В более поздних воспоминаниях Н. В. Григорьевой, ретроспективно, зная смысл и значение писательского вклада Шварца в мировую литературу, она скажет, что их группу «объединяло пока ещё неосознанное понимание сущности Женьки», но вновь выделит в нем общительность, проказливость, его выдумки и розыгрыши: «Примерно с 1908—09 года между нами, девочками, и Женей Шварцем, Юрой Соколовым и Сережей Соколовым начали складываться и сложились совершенно особые отношения. Они сохранились на всю жизнь. Мы никогда не говорили о них, но это были отношения какой-то сдержанной нежности, уважения и доверия.

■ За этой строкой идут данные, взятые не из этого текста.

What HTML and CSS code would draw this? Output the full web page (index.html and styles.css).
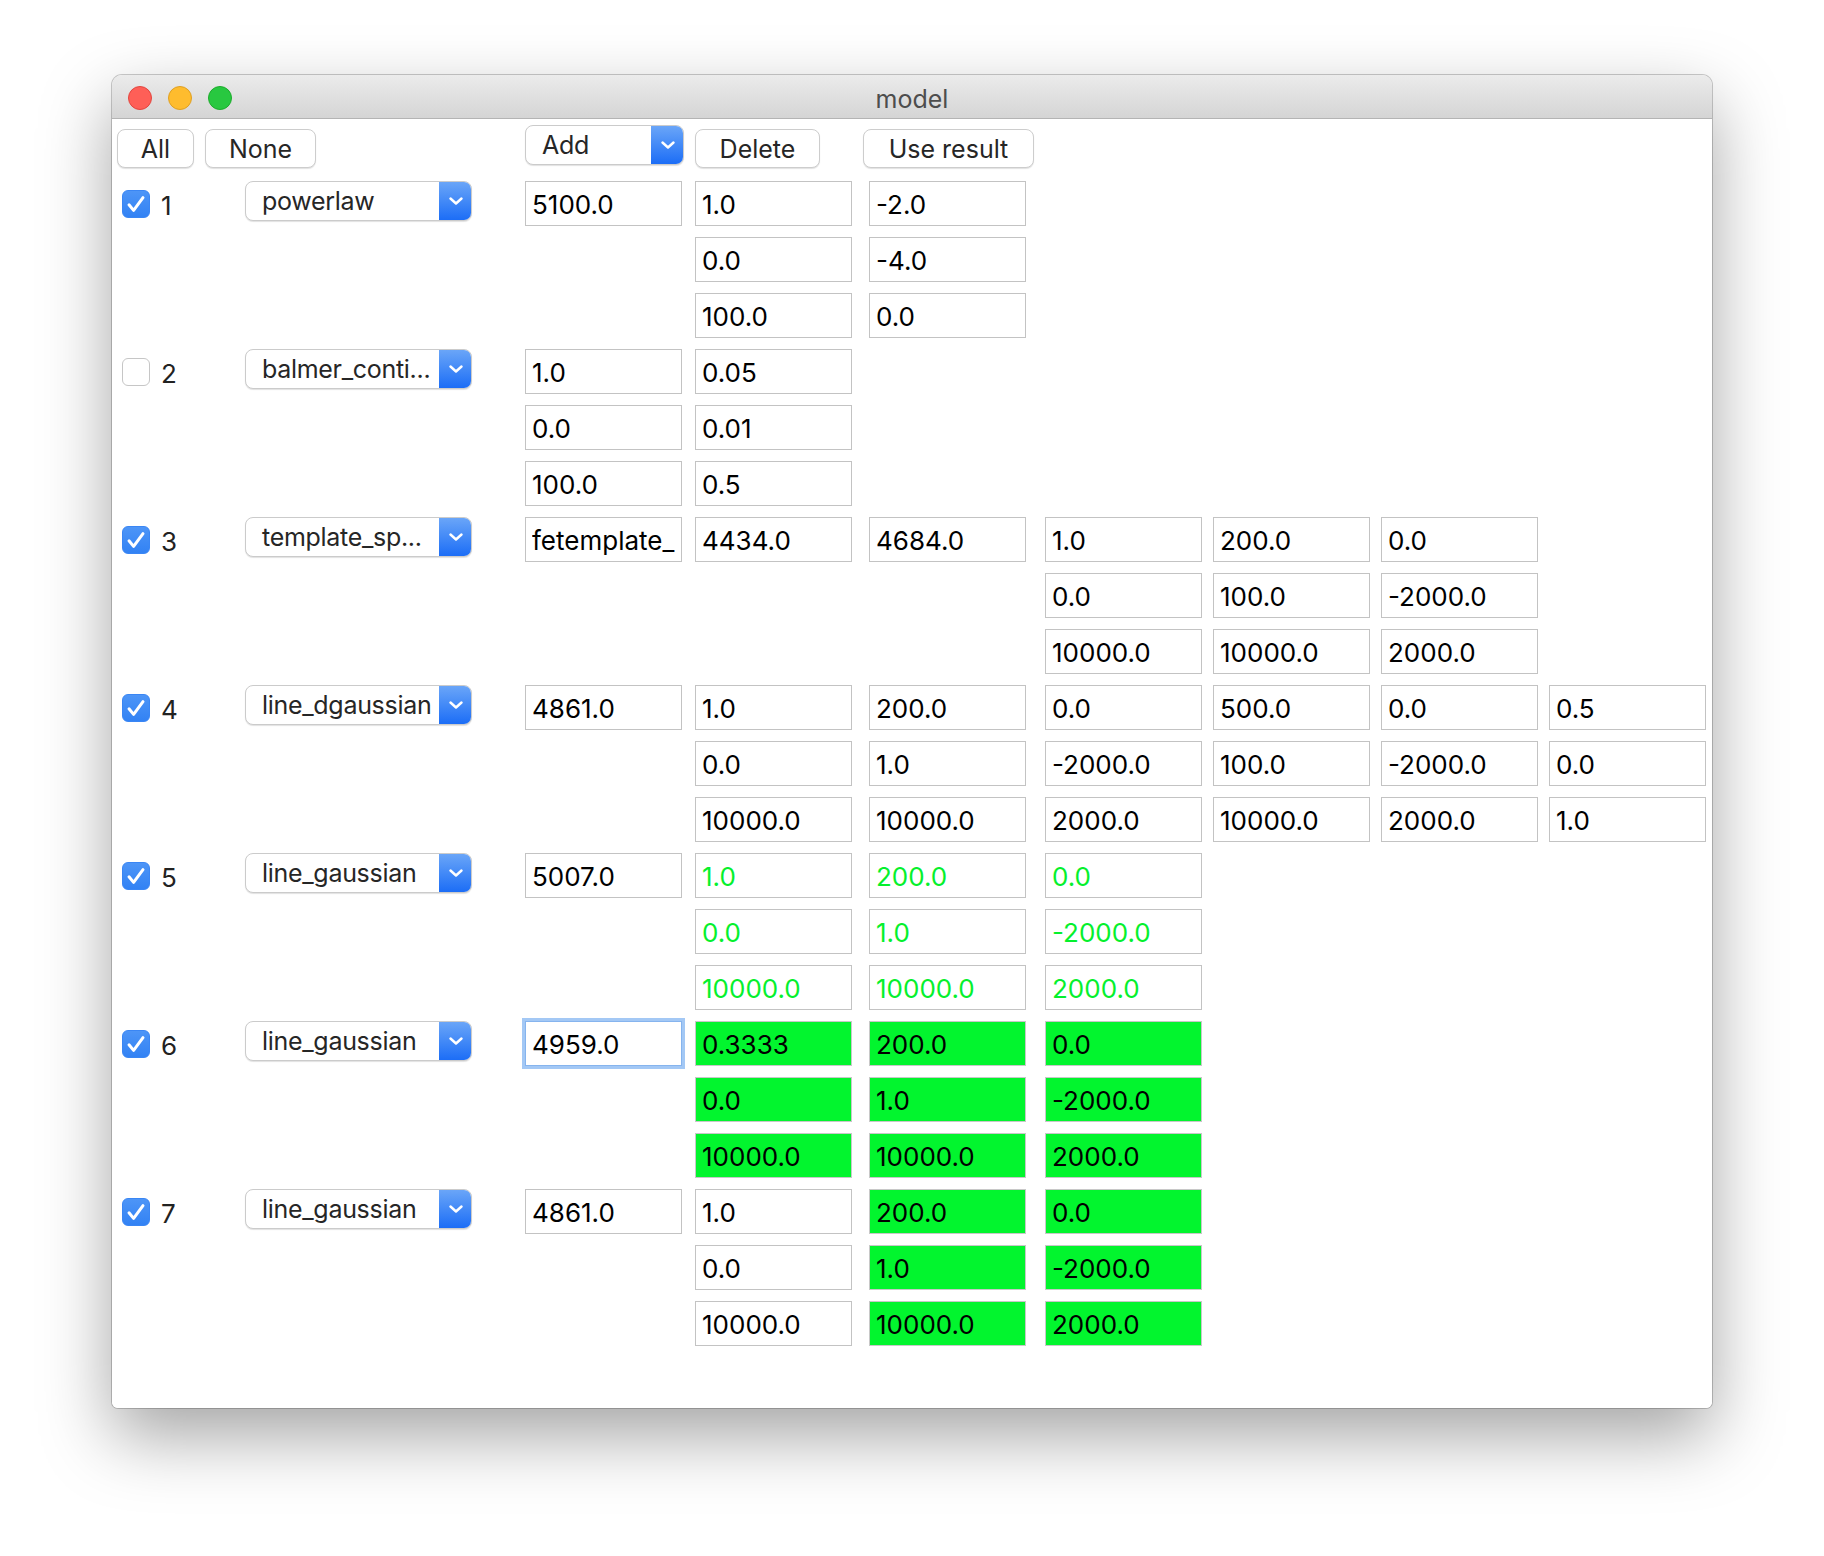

Каждый был нужен друг другу, каждому нужны были мы все вместе, и всем нужен был каждый из нашей маленькой компании. (…) В этой нашей, пока ещё очень счастливой и веселой группе нас всех объединяло пока неосознанное по-настоящему понимание истинной человеческой сущности Женьки. Это был удивительно веселый, общительный, проказливый мальчик, выдумщик на всякие интересные дела, великолепный имитатор любого голоса, особенно собак, потешавший нас до слез. Но, вместе с тем, мы видели в нем большого несмышленыша в быту и как-то все вместе, не сговариваясь, взяли на себя охранительные функции.
Мать завела такой порядок в нашем доме. Когда приходили отец и сын Шварцы, нам вменялось в обязанность осмотреть и починить их верхнюю одежду, пришить пуговицы, зашить карман и т. д., то же проделывалось и с пиджаком и Жениной форменной рубахой». Варвара Васильевна Соловьева прокомментировала это место воспоминаний старшей сестры следующим образом: «Все это несколько преувеличено. Лев Борисович был красивым элегантным мужчиной, следящим за своей внешностью ревностно. А вот у Жени прорехи действительно случались».
Сам же Женя в ту пору ощущал себя несколько иначе. «К этому времени, — писал он, — стала развиваться моя замкнутость, очень мало заметная посторонним, да и самым близким людям… Но самое главное скрывалось за такой стеной, которую я только сейчас учусь разрушать. Казалось, что я весь был как на ладони. Да и в самом деле — я высказывал и выбалтывал все, что мог, но была граница, за которую переступить я не умел. Я успел отдалиться от мамы, которой недавно ещё рассказывал все, но никто не занял её места. (…) Я знал и уже примирился с тем, что лишен музыкального слуха. У меня был ужасный почерк. Я худо рисовал. Я не мог играть в лапту, ударить по мячу палкой мне никогда не удавалось. Я не мог играть в чижика. Зато игры без правил, которые выдумывались тут же, — в разбойников, в японскую войну, в моряков играл я наравне со всеми. (…) Все перечисленные недостатки меня не огорчали, а злили. Я считал игры, требующие ловкости, дурацкими. Мой почерк не смущал меня. Да, я рисовал плохо, но с наслаждением, иногда целый вечер рисовал корабли, морские сражения, купающихся людей, солдат, сражающихся с японцами, и это было часто не менее интересно, чем читать. Только отсутствие музыкального слуха все больше и больше огорчало меня. Я любил музыку все безнадежнее и сильнее, и глядел на людей, поющих правильно, как на волшебников».
В Майкопе к Жене пришла первая любовь. Впервые он увидел Милочку вскоре после переезда их семьи сюда.
— Это событие произошло в поле, между городским садом и больницей. Перейдя калитку со ступеньками, мы прошли чуть вправо и уселись в траве на лужайке. Недалеко от нас возле детской колясочки увидели мы худенькую даму в черном, с исплаканным лицом. В детской коляске сидела большая девочка, лет двух. А недалеко собирала цветы её четырехлетняя сестра такой красоты, что я заметил это ещё до того, как мама, грустно и задумчиво качая головой, сказала: «Подумать только, что за красавица». Вьющиеся волосы её сияли, как нимб, глаза, большие, серо-голубые, глядели строго — вот какой увидел я впервые Милочку Крачковскую, сыгравшую столь непомерно огромную роль в моей жизни. Мама познакомилась с печальной дамой. Слушая разговор старших, я узнал, что девочку в коляске зовут Гоня, что у неё детский паралич, что у Варвары Михайловны — так звали печальную даму — есть ещё два мальчика: Вася и Туся, а муж был учителем в реальном училище и недавно умер. Послушав старших, я пошел с Милочкой, молчаливой, но доброжелательной, собирать цветы. Я тогда ещё не умел влюбляться, но Милочка мне понравилась и запомнилась… Хватит ли у меня храбрости рассказать, как сильно я любил эту девочку, когда пришло время?